Information provided:
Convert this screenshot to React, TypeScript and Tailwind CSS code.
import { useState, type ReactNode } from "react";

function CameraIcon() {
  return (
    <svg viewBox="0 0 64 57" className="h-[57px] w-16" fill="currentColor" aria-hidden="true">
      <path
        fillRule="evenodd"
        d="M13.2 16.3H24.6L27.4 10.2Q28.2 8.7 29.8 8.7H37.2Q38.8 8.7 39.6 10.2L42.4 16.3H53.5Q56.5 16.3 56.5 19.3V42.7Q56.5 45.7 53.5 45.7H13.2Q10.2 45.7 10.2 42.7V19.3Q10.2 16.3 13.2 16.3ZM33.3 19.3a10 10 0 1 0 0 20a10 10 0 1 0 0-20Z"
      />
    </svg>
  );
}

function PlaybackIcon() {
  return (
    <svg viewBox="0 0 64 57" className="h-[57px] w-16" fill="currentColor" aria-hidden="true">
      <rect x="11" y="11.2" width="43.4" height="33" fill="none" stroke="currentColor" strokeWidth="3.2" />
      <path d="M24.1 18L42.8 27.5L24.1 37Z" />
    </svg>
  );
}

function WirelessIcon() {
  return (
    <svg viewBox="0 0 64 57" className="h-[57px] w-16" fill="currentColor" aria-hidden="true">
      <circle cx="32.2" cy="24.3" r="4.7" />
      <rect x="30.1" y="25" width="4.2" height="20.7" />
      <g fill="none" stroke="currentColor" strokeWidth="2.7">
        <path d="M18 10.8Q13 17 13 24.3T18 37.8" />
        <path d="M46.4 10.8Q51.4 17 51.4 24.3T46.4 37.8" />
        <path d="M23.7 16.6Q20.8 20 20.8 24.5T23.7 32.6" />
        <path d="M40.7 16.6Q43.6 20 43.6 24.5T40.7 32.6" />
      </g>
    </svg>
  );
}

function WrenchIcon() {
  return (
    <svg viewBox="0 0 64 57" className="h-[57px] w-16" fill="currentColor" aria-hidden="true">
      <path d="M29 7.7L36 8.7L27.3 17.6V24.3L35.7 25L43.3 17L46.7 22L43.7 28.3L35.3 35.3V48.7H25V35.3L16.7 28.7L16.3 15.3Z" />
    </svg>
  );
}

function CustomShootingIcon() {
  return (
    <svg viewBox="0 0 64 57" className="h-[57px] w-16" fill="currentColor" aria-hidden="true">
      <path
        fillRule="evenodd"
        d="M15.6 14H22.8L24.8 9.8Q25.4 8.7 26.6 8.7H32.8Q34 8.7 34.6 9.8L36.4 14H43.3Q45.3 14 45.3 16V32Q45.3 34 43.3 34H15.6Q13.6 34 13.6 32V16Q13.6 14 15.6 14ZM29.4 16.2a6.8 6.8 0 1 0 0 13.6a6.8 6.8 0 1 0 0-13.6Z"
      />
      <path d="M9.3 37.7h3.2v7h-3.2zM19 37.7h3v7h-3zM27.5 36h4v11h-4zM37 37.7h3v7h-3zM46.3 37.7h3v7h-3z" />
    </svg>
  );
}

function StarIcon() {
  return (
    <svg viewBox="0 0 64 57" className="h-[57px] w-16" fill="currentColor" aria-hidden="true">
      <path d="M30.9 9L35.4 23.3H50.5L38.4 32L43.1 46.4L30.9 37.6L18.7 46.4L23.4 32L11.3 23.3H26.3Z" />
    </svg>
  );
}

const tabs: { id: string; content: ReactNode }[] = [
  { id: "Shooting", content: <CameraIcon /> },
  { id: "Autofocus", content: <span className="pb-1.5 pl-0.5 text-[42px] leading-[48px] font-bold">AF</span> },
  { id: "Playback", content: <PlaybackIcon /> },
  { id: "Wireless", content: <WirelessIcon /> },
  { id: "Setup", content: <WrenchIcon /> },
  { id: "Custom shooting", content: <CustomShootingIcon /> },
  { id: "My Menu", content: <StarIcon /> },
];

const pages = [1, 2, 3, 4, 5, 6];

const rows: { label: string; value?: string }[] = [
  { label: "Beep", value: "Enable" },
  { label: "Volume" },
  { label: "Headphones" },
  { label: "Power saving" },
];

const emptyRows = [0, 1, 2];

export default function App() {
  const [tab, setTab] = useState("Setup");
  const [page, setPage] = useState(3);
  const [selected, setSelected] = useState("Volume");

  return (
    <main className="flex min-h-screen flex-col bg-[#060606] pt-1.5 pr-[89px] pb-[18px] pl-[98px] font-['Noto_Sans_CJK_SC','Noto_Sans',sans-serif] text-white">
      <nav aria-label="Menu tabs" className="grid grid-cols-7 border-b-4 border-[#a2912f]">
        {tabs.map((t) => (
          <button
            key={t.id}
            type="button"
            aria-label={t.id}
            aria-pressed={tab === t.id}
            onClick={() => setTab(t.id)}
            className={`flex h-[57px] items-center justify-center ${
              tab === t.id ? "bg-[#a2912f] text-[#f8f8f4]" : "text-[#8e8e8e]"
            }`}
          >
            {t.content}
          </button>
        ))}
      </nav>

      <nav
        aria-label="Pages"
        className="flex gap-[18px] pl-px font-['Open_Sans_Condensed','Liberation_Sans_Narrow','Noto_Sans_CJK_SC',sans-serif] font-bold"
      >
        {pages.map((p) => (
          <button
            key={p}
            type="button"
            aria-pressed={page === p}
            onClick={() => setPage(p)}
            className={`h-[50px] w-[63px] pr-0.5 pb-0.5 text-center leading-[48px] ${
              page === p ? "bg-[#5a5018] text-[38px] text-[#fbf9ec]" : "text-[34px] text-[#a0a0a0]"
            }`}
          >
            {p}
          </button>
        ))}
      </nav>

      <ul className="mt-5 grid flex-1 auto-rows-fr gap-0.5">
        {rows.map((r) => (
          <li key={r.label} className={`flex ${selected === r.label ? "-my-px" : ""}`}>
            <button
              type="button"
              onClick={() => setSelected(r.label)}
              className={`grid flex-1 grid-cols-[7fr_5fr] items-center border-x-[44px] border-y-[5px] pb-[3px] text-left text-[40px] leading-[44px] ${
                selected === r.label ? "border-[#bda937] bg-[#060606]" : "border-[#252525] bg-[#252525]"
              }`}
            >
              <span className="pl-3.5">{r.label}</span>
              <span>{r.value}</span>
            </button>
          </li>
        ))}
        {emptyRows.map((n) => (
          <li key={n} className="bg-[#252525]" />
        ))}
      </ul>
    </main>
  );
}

Task to complete: Make an exact copy of the data above.

Task output:
Convert this screenshot to React, TypeScript and Tailwind CSS code.
import { useState, type ReactNode } from "react";

function CameraIcon() {
  return (
    <svg viewBox="0 0 64 57" className="h-[57px] w-16" fill="currentColor" aria-hidden="true">
      <path
        fillRule="evenodd"
        d="M13.2 16.3H24.6L27.4 10.2Q28.2 8.7 29.8 8.7H37.2Q38.8 8.7 39.6 10.2L42.4 16.3H53.5Q56.5 16.3 56.5 19.3V42.7Q56.5 45.7 53.5 45.7H13.2Q10.2 45.7 10.2 42.7V19.3Q10.2 16.3 13.2 16.3ZM33.3 19.3a10 10 0 1 0 0 20a10 10 0 1 0 0-20Z"
      />
    </svg>
  );
}

function PlaybackIcon() {
  return (
    <svg viewBox="0 0 64 57" className="h-[57px] w-16" fill="currentColor" aria-hidden="true">
      <rect x="11" y="11.2" width="43.4" height="33" fill="none" stroke="currentColor" strokeWidth="3.2" />
      <path d="M24.1 18L42.8 27.5L24.1 37Z" />
    </svg>
  );
}

function WirelessIcon() {
  return (
    <svg viewBox="0 0 64 57" className="h-[57px] w-16" fill="currentColor" aria-hidden="true">
      <circle cx="32.2" cy="24.3" r="4.7" />
      <rect x="30.1" y="25" width="4.2" height="20.7" />
      <g fill="none" stroke="currentColor" strokeWidth="2.7">
        <path d="M18 10.8Q13 17 13 24.3T18 37.8" />
        <path d="M46.4 10.8Q51.4 17 51.4 24.3T46.4 37.8" />
        <path d="M23.7 16.6Q20.8 20 20.8 24.5T23.7 32.6" />
        <path d="M40.7 16.6Q43.6 20 43.6 24.5T40.7 32.6" />
      </g>
    </svg>
  );
}

function WrenchIcon() {
  return (
    <svg viewBox="0 0 64 57" className="h-[57px] w-16" fill="currentColor" aria-hidden="true">
      <path d="M29 7.7L36 8.7L27.3 17.6V24.3L35.7 25L43.3 17L46.7 22L43.7 28.3L35.3 35.3V48.7H25V35.3L16.7 28.7L16.3 15.3Z" />
    </svg>
  );
}

function CustomShootingIcon() {
  return (
    <svg viewBox="0 0 64 57" className="h-[57px] w-16" fill="currentColor" aria-hidden="true">
      <path
        fillRule="evenodd"
        d="M15.6 14H22.8L24.8 9.8Q25.4 8.7 26.6 8.7H32.8Q34 8.7 34.6 9.8L36.4 14H43.3Q45.3 14 45.3 16V32Q45.3 34 43.3 34H15.6Q13.6 34 13.6 32V16Q13.6 14 15.6 14ZM29.4 16.2a6.8 6.8 0 1 0 0 13.6a6.8 6.8 0 1 0 0-13.6Z"
      />
      <path d="M9.3 37.7h3.2v7h-3.2zM19 37.7h3v7h-3zM27.5 36h4v11h-4zM37 37.7h3v7h-3zM46.3 37.7h3v7h-3z" />
    </svg>
  );
}

function StarIcon() {
  return (
    <svg viewBox="0 0 64 57" className="h-[57px] w-16" fill="currentColor" aria-hidden="true">
      <path d="M30.9 9L35.4 23.3H50.5L38.4 32L43.1 46.4L30.9 37.6L18.7 46.4L23.4 32L11.3 23.3H26.3Z" />
    </svg>
  );
}

const tabs: { id: string; content: ReactNode }[] = [
  { id: "Shooting", content: <CameraIcon /> },
  { id: "Autofocus", content: <span className="pb-1.5 pl-0.5 text-[42px] leading-[48px] font-bold">AF</span> },
  { id: "Playback", content: <PlaybackIcon /> },
  { id: "Wireless", content: <WirelessIcon /> },
  { id: "Setup", content: <WrenchIcon /> },
  { id: "Custom shooting", content: <CustomShootingIcon /> },
  { id: "My Menu", content: <StarIcon /> },
];

const pages = [1, 2, 3, 4, 5, 6];

const rows: { label: string; value?: string }[] = [
  { label: "Beep", value: "Enable" },
  { label: "Volume" },
  { label: "Headphones" },
  { label: "Power saving" },
];

const emptyRows = [0, 1, 2];

export default function App() {
  const [tab, setTab] = useState("Setup");
  const [page, setPage] = useState(3);
  const [selected, setSelected] = useState("Volume");

  return (
    <main className="flex min-h-screen flex-col bg-[#060606] pt-1.5 pr-[89px] pb-[18px] pl-[98px] font-['Noto_Sans_CJK_SC','Noto_Sans',sans-serif] text-white">
      <nav aria-label="Menu tabs" className="grid grid-cols-7 border-b-4 border-[#a2912f]">
        {tabs.map((t) => (
          <button
            key={t.id}
            type="button"
            aria-label={t.id}
            aria-pressed={tab === t.id}
            onClick={() => setTab(t.id)}
            className={`flex h-[57px] items-center justify-center ${
              tab === t.id ? "bg-[#a2912f] text-[#f8f8f4]" : "text-[#8e8e8e]"
            }`}
          >
            {t.content}
          </button>
        ))}
      </nav>

      <nav
        aria-label="Pages"
        className="flex gap-[18px] pl-px font-['Open_Sans_Condensed','Liberation_Sans_Narrow','Noto_Sans_CJK_SC',sans-serif] font-bold"
      >
        {pages.map((p) => (
          <button
            key={p}
            type="button"
            aria-pressed={page === p}
            onClick={() => setPage(p)}
            className={`h-[50px] w-[63px] pr-0.5 pb-0.5 text-center leading-[48px] ${
              page === p ? "bg-[#5a5018] text-[38px] text-[#fbf9ec]" : "text-[34px] text-[#a0a0a0]"
            }`}
          >
            {p}
          </button>
        ))}
      </nav>

      <ul className="mt-5 grid flex-1 auto-rows-fr gap-0.5">
        {rows.map((r) => (
          <li key={r.label} className={`flex ${selected === r.label ? "-my-px" : ""}`}>
            <button
              type="button"
              onClick={() => setSelected(r.label)}
              className={`grid flex-1 grid-cols-[7fr_5fr] items-center border-x-[44px] border-y-[5px] pb-[3px] text-left text-[40px] leading-[44px] ${
                selected === r.label ? "border-[#bda937] bg-[#060606]" : "border-[#252525] bg-[#252525]"
              }`}
            >
              <span className="pl-3.5">{r.label}</span>
              <span>{r.value}</span>
            </button>
          </li>
        ))}
        {emptyRows.map((n) => (
          <li key={n} className="bg-[#252525]" />
        ))}
      </ul>
    </main>
  );
}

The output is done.